Scan the entries below and count the lines holding the string "this". Supply only the number.

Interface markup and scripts
○ ○ ○

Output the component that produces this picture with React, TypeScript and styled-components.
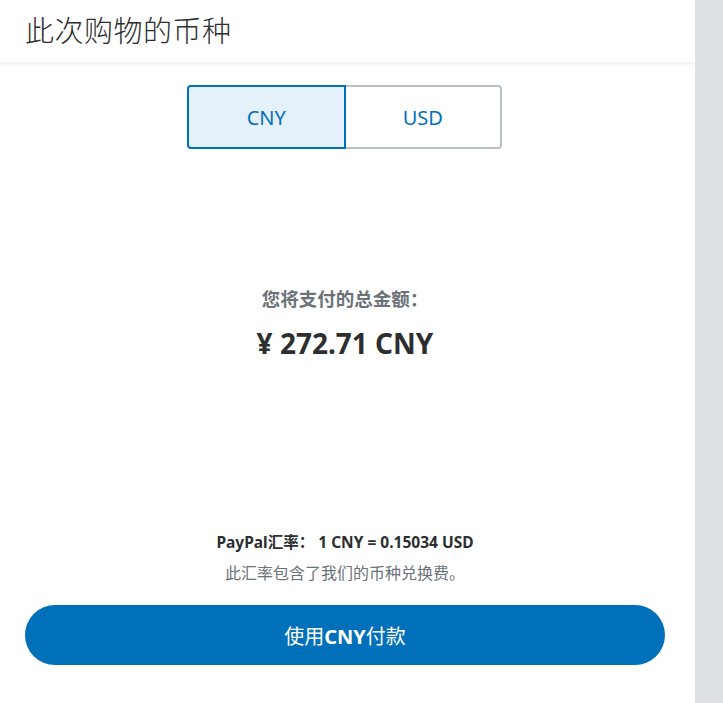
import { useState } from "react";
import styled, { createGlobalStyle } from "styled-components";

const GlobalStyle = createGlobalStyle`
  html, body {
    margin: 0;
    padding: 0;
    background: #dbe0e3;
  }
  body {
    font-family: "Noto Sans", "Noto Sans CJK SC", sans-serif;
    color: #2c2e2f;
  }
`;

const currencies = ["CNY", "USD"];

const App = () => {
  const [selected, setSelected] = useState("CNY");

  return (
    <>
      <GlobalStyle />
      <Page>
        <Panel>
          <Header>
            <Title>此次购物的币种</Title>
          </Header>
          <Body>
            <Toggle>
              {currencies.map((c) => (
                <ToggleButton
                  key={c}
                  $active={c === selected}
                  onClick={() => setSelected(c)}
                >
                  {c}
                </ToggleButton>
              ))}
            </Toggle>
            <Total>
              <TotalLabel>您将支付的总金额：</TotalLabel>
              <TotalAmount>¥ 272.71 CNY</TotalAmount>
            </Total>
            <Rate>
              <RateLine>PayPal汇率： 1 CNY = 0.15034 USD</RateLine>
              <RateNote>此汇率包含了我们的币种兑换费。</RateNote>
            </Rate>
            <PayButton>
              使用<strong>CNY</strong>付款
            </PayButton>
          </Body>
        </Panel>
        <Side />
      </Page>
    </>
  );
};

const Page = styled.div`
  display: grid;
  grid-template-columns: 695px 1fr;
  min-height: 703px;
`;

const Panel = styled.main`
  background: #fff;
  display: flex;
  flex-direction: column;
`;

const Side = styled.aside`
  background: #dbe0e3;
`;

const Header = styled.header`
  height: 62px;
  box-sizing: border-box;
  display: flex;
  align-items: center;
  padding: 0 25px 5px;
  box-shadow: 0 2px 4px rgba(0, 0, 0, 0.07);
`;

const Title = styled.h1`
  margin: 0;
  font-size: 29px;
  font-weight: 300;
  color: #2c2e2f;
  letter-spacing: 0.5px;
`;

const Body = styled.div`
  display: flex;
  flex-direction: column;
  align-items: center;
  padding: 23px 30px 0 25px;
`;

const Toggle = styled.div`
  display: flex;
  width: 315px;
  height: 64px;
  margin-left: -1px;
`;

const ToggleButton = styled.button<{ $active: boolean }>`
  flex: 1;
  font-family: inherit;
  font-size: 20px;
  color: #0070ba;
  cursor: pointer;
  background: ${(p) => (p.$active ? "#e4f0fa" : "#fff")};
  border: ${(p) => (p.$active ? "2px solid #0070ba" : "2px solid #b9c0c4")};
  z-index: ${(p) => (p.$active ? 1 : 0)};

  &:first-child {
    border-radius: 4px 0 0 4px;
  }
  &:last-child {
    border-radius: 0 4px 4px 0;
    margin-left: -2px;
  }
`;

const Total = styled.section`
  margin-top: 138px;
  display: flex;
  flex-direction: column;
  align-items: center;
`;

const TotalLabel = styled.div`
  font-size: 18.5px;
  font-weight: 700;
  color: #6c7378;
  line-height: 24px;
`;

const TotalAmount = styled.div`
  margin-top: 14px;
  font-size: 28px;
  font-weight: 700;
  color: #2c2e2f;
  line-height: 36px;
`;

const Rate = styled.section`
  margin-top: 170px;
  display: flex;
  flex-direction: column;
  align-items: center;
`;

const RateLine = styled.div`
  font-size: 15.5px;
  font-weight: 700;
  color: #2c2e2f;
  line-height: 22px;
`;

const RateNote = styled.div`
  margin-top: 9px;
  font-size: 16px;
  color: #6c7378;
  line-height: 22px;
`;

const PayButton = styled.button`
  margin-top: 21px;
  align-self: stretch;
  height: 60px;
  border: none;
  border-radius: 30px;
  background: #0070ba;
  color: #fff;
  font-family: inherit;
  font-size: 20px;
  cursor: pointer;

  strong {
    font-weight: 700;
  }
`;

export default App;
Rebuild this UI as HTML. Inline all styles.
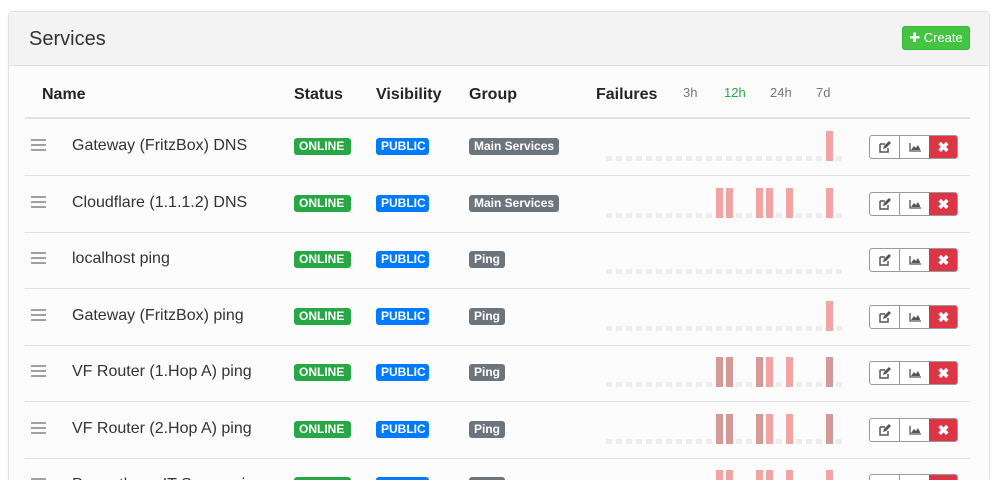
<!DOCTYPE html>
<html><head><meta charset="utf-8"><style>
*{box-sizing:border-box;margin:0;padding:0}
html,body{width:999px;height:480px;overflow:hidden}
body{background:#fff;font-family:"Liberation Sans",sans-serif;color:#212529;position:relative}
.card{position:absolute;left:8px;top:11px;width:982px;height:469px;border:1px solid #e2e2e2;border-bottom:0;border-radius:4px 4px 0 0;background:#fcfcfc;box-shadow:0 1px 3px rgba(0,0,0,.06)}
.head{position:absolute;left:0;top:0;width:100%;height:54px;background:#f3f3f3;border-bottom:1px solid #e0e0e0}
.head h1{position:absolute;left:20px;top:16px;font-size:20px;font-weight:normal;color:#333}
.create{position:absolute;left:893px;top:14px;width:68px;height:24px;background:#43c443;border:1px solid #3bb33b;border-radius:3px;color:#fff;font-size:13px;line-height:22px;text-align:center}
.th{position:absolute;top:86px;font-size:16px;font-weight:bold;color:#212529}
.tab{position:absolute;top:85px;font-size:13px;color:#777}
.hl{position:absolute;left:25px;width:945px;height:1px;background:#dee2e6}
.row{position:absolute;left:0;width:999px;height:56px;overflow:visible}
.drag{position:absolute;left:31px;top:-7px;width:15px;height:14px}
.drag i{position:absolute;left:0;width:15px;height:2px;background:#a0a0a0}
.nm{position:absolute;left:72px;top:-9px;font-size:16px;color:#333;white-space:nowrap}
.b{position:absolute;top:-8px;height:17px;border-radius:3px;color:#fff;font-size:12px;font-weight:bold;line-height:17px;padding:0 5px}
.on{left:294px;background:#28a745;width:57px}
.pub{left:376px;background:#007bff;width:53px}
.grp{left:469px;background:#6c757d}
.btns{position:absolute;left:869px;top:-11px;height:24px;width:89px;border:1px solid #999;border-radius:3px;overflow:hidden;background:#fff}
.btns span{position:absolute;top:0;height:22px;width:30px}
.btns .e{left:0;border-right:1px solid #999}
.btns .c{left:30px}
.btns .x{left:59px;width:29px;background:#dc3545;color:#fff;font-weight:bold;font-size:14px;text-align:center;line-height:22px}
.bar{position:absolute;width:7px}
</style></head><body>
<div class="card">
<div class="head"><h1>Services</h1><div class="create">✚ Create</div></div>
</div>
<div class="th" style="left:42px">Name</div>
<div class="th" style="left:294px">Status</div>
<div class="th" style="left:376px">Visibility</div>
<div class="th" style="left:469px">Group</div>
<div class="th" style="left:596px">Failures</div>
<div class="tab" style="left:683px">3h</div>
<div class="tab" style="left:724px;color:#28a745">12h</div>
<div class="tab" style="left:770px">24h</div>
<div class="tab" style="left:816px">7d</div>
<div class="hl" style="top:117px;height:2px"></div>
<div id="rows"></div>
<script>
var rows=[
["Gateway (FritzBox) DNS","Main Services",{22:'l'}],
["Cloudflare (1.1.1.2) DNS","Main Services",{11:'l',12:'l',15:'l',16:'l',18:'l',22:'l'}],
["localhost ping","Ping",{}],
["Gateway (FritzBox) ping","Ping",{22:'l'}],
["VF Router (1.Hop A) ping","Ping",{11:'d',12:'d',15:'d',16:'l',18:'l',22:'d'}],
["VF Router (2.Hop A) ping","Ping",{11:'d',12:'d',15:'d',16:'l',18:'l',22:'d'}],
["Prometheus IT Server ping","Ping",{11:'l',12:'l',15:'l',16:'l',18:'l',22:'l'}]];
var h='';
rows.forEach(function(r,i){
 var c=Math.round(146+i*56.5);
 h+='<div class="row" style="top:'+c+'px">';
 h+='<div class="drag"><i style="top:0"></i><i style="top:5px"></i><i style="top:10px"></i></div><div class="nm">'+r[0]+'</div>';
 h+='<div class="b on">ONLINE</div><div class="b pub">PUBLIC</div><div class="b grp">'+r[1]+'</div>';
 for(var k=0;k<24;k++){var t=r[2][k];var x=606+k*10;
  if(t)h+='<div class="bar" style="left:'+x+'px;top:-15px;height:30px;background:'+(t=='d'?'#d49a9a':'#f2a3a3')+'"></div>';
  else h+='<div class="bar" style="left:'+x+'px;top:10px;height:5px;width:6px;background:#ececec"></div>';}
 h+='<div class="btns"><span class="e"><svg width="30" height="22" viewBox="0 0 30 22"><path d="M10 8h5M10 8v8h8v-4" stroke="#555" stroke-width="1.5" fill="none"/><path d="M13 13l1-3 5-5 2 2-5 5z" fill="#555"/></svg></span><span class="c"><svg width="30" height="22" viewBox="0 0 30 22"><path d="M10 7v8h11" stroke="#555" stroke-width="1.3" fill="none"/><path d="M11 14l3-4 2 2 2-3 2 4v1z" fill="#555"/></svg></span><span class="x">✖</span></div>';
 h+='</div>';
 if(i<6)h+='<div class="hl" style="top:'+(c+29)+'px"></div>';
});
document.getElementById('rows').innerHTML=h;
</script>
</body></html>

○ ○ ○

Finished task: 2